Filter the entries below, keeping every line that has the word "image".

Interface markup and scripts
◇ ◇ ◇ ◇ ◇

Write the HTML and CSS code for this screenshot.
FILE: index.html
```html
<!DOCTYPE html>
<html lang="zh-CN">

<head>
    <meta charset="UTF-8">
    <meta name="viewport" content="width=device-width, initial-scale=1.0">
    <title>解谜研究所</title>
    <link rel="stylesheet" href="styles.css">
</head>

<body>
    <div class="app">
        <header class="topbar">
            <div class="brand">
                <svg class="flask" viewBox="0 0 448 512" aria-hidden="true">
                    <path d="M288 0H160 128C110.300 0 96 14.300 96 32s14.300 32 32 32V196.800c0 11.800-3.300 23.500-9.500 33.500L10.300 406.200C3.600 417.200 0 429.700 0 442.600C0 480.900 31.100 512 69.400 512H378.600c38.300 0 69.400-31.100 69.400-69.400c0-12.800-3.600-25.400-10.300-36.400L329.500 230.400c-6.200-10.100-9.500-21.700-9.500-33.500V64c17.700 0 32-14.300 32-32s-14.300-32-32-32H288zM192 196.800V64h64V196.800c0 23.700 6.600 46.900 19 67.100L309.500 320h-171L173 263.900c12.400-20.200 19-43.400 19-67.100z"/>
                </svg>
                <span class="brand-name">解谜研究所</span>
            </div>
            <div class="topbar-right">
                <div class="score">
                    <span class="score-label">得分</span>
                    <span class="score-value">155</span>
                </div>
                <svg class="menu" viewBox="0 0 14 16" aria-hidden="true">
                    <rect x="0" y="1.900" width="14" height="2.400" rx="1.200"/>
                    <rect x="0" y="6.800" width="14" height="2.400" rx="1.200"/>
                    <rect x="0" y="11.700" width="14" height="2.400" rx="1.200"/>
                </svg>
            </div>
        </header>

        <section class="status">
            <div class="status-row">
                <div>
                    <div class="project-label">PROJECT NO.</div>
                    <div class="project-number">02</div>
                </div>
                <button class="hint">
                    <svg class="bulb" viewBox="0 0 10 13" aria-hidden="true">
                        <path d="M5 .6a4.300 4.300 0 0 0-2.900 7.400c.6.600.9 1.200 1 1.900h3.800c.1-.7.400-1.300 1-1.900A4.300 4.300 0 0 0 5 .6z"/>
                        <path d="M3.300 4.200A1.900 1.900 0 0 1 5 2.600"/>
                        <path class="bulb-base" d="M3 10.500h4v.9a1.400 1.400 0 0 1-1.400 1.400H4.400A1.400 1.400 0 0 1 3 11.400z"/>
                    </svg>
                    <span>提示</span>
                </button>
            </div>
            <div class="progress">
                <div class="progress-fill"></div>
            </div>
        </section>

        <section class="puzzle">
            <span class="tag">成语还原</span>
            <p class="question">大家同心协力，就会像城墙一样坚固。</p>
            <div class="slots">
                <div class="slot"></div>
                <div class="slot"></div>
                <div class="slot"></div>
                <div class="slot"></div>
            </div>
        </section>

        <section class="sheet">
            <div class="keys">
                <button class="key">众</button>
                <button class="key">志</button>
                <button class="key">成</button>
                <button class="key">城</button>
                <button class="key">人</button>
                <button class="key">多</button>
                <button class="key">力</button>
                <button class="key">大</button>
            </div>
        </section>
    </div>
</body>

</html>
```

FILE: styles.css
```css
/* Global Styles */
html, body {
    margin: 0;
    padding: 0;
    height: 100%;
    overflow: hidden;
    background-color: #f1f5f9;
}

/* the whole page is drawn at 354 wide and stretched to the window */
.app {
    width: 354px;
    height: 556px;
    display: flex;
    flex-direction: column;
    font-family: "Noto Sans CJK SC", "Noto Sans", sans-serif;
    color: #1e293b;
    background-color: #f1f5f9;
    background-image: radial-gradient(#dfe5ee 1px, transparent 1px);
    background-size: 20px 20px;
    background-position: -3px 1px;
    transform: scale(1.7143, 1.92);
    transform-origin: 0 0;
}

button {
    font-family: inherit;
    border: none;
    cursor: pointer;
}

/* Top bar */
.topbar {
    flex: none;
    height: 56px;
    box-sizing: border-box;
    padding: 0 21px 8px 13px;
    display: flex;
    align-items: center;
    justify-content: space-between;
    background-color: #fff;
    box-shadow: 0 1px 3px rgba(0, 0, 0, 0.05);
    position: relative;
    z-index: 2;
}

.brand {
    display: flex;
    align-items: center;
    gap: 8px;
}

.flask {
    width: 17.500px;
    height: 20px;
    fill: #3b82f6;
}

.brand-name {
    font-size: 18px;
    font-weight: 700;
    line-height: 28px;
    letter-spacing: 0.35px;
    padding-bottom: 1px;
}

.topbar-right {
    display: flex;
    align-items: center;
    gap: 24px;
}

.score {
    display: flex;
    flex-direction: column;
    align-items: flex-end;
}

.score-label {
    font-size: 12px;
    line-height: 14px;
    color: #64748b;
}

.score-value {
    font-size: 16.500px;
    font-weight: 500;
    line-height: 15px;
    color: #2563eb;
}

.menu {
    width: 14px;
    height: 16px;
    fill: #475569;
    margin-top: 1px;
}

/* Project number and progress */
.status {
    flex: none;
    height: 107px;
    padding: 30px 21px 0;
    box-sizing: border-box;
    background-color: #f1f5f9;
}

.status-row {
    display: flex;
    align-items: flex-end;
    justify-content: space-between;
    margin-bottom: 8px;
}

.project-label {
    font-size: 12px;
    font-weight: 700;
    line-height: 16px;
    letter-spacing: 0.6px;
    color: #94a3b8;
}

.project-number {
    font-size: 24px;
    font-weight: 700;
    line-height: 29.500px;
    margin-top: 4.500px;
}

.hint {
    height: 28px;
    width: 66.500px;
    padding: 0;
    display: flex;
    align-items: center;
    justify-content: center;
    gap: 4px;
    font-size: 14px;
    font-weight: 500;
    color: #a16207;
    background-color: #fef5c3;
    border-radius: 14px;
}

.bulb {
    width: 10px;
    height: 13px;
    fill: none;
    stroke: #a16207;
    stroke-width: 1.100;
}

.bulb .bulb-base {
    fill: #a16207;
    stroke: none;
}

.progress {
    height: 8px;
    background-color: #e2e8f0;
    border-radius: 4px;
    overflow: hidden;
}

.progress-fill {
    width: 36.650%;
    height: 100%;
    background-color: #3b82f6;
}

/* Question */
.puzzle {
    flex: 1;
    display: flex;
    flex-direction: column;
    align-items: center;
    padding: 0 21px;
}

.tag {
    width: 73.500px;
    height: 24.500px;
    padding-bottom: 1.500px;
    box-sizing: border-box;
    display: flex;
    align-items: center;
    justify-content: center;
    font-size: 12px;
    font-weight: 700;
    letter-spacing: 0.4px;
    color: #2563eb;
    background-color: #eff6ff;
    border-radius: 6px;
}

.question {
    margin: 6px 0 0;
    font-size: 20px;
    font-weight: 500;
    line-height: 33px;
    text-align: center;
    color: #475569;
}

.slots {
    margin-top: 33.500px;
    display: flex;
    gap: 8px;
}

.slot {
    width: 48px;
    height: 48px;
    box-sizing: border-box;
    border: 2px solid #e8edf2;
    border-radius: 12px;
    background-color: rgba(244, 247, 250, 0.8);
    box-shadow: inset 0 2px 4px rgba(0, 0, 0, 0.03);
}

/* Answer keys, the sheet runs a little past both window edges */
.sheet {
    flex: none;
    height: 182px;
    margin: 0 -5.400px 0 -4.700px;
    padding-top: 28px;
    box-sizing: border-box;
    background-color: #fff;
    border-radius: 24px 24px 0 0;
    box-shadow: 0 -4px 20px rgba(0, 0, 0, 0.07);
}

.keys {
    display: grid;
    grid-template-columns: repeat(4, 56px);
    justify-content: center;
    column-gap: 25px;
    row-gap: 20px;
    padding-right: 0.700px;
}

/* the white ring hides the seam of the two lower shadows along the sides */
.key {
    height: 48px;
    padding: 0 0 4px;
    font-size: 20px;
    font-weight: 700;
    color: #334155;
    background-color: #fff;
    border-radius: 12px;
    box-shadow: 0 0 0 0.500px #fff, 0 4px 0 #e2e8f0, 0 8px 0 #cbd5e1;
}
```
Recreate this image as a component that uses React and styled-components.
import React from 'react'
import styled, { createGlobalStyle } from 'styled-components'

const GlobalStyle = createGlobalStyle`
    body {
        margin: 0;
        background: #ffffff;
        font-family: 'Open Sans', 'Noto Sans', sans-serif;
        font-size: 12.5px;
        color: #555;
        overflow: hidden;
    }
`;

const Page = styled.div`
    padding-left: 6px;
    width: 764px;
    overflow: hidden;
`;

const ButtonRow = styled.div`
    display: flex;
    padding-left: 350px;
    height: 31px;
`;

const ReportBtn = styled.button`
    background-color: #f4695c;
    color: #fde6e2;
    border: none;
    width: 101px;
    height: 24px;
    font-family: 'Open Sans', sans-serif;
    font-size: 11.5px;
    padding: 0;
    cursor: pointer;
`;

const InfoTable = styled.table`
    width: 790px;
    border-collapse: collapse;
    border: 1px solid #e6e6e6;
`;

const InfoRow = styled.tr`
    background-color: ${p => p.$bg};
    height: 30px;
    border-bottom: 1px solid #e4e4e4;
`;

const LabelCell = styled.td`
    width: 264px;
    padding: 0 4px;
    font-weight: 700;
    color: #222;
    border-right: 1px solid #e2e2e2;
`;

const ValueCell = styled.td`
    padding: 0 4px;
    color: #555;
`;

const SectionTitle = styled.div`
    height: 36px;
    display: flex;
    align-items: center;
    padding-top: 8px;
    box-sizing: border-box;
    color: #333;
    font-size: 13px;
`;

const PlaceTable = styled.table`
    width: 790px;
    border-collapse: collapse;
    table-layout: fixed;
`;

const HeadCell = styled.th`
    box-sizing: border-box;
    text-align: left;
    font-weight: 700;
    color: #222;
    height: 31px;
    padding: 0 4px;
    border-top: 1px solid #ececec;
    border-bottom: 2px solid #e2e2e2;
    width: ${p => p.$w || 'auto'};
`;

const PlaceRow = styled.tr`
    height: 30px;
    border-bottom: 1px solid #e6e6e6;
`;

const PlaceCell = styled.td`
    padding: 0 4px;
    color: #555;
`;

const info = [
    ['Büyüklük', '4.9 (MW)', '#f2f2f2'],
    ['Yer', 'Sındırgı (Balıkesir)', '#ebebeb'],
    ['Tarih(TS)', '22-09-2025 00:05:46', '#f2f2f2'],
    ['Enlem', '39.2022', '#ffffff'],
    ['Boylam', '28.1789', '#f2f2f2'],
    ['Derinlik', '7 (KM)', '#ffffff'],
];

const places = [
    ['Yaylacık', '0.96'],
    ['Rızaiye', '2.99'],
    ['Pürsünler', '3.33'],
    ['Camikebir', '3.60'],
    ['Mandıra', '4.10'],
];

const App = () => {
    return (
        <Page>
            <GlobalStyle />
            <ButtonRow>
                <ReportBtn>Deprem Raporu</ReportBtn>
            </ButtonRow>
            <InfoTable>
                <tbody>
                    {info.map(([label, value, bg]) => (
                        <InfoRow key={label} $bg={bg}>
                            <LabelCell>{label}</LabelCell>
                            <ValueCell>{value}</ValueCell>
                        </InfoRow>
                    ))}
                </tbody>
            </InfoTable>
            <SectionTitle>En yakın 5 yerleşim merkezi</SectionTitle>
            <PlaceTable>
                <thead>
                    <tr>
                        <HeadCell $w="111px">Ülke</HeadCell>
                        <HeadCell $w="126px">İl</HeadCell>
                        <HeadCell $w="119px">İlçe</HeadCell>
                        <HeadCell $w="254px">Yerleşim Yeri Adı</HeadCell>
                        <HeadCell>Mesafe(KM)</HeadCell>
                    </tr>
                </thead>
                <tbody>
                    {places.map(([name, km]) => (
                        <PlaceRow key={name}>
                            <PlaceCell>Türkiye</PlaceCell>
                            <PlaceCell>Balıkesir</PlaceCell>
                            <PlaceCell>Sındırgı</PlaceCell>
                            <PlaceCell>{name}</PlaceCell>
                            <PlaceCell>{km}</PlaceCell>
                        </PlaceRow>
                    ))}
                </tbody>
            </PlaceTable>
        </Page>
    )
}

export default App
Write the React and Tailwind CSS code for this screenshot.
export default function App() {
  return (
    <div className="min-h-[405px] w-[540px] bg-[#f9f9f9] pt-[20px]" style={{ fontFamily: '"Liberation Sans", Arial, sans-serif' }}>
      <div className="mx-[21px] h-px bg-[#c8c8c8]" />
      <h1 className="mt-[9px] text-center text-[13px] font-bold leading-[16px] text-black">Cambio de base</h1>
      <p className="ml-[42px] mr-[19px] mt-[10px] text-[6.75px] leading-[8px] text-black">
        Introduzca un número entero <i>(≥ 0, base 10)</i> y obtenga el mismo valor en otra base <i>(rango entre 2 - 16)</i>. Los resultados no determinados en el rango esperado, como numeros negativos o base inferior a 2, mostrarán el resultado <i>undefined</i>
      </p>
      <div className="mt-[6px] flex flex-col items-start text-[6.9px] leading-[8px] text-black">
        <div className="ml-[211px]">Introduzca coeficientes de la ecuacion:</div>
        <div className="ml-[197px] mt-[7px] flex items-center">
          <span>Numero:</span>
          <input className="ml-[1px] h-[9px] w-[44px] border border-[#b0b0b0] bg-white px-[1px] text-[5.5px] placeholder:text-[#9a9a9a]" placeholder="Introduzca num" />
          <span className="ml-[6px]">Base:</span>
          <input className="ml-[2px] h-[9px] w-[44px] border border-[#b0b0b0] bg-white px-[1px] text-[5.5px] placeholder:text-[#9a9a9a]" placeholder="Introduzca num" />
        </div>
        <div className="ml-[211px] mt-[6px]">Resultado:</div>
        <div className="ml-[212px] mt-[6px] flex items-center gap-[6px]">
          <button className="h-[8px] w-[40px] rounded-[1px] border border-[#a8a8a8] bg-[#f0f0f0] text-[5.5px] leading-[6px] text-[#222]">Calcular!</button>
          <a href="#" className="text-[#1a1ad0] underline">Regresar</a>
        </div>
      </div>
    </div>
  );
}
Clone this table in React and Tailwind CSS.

◇ ◇ ◇ ◇ ◇

Written response:
    background-image: radial-gradient(#dfe5ee 1px, transparent 1px);
Recreate this image as a component that uses React and styled-components.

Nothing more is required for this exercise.